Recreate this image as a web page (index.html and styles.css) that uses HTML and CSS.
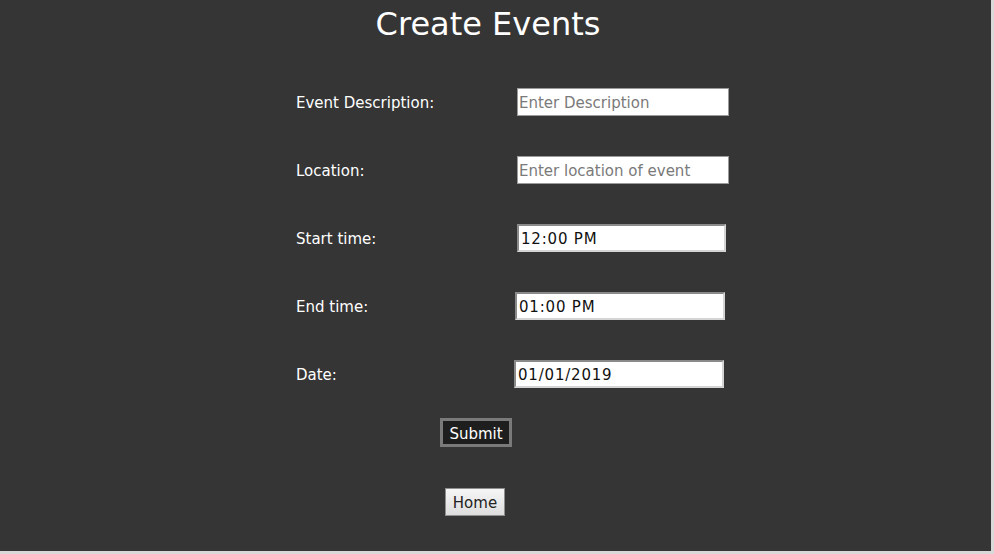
FILE: index.html
```html
<!DOCTYPE html>
<html lang="en">
<head>
<meta charset="utf-8">
<title>Create Events</title>
<link rel="stylesheet" href="styles.css">
</head>
<body>
<div class="page">
  <h1 class="title">Create Events</h1>
  <form class="event-form">
    <div class="row">
      <label class="label">Event Description:</label>
      <input class="field field-a" type="text" placeholder="Enter Description">
    </div>
    <div class="row">
      <label class="label">Location:</label>
      <input class="field field-a" type="text" placeholder="Enter location of event">
    </div>
    <div class="row">
      <label class="label">Start time:</label>
      <input class="field field-b mono" type="text" value="12:00 PM">
    </div>
    <div class="row">
      <label class="label">End time:</label>
      <input class="field field-c mono" type="text" value="01:00 PM">
    </div>
    <div class="row">
      <label class="label">Date:</label>
      <input class="field field-d mono" type="text" value="01/01/2019">
    </div>
    <div class="actions">
      <button class="submit" type="button">Submit</button>
      <button class="home" type="button">Home</button>
    </div>
  </form>
</div>
</body>
</html>
```

FILE: styles.css
```css
html, body {
  margin: 0;
  padding: 0;
  background: #d9d9d9;
}

.page {
  width: 991px;
  height: 551px;
  background: #353535;
  font-family: "DejaVu Sans", Verdana, sans-serif;
  color: #ffffff;
  overflow: hidden;
}

.title {
  margin: 0;
  width: 976px;
  padding-top: 5px;
  text-align: center;
  font-size: 32px;
  font-weight: normal;
  line-height: 38px;
}

.event-form {
  margin: 45px 0 0 296px;
  display: flex;
  flex-direction: column;
  align-items: flex-start;
  gap: 40px;
}

.row {
  display: flex;
  align-items: center;
  height: 28px;
}

.label {
  font-size: 15px;
  line-height: 18px;
  padding-top: 2px;
  width: 221px;
  flex: none;
}

.field {
  box-sizing: border-box;
  flex: none;
  height: 28px;
  font-family: "DejaVu Sans", Verdana, sans-serif;
  font-size: 15px;
  color: #111;
  background: #fff;
  padding: 2px 1px 0;
  outline: none;
}

.field::placeholder {
  color: #7a7a7a;
}

.field-a {
  width: 212px;
  border: 1px solid #9a9a9a;
}

.field-b, .field-c, .field-d {
  border-style: solid;
  border-width: 2px;
  border-color: #8a8a8a #d4d4d4 #d4d4d4 #8a8a8a;
  padding: 2px 2px 0;
}

.field-b {
  width: 209px;
}

.field-c {
  width: 210px;
  margin-left: -2px;
}

.field-d {
  width: 210px;
  margin-left: -3px;
}

.mono {
  letter-spacing: 0.8px;
}

.actions {
  width: 360px;
  display: flex;
  flex-direction: column;
  align-items: center;
  margin-top: -10px;
  gap: 41px;
}

.submit {
  box-sizing: border-box;
  width: 72px;
  height: 29px;
  background: #1e1e1e;
  border: 3px solid #7a7a7a;
  color: #fff;
  font-family: "DejaVu Sans", Verdana, sans-serif;
  font-size: 15px;
  padding: 2px 0 0;
}

.home {
  box-sizing: border-box;
  width: 60px;
  height: 28px;
  margin-left: -2px;
  background: linear-gradient(#f6f6f6, #dddddd);
  border: 1px solid #8f8f8f;
  color: #222;
  font-family: "DejaVu Sans", Verdana, sans-serif;
  font-size: 15px;
  padding: 2px 0 0;
}
```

| WORK INSTRUCTIONS |
Of the lines in the material, how many hold the word "page"? Reply with the number only.

| TASK OUTPUT |
3